Select all lines with the string "React" in them, and copy those lines.

::::::::::

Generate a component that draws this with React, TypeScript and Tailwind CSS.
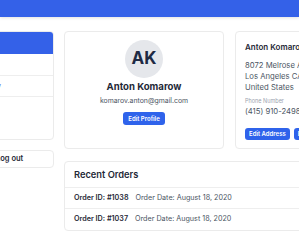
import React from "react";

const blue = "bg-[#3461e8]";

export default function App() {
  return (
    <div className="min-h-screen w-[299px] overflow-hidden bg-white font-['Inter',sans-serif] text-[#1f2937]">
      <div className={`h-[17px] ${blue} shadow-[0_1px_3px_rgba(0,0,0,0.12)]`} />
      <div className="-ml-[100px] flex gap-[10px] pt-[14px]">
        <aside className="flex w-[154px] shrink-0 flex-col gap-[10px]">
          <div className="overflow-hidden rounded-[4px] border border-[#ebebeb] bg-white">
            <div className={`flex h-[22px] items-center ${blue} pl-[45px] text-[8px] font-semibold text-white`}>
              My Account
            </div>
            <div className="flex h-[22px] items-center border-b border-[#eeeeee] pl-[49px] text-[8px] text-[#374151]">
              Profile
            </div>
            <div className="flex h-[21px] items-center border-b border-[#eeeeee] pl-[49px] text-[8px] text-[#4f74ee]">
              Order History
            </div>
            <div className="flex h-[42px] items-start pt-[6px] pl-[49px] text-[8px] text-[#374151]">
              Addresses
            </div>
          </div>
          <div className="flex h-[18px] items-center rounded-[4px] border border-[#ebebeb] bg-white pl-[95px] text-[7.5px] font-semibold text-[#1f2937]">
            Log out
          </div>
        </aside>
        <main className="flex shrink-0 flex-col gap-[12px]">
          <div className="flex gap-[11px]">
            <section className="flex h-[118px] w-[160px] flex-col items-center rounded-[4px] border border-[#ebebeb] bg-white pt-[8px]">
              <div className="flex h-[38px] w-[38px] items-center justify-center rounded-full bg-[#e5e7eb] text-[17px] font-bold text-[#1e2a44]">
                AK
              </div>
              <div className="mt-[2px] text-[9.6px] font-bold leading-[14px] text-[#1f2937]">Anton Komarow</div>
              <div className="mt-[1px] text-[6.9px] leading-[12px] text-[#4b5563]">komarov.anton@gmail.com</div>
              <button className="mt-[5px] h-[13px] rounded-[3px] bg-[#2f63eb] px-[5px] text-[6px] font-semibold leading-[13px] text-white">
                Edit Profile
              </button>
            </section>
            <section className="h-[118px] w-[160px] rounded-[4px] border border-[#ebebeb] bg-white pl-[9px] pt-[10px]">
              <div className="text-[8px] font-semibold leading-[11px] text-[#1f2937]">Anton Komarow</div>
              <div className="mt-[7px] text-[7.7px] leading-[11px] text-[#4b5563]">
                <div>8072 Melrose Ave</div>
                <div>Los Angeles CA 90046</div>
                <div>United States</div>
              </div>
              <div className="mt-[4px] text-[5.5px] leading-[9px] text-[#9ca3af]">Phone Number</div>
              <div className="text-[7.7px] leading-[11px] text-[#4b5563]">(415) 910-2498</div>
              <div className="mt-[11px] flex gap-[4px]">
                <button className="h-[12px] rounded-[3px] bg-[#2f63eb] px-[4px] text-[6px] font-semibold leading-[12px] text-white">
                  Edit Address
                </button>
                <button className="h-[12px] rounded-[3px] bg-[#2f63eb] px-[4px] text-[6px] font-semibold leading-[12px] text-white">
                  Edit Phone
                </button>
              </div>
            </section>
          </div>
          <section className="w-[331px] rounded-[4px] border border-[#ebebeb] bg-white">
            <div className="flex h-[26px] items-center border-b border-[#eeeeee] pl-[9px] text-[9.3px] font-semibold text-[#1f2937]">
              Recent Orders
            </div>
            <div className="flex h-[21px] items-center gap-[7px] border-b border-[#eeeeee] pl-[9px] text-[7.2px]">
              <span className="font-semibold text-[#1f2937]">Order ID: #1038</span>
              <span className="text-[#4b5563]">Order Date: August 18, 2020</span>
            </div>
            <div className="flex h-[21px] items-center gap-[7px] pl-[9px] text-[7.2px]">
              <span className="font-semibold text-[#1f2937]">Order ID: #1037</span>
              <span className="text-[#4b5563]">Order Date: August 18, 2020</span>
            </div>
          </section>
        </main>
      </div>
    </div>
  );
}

::::::::::

• _ANSWER TO THIS PROBLEM_
Generate a component that draws this with React, TypeScript and Tailwind CSS.
import React from "react";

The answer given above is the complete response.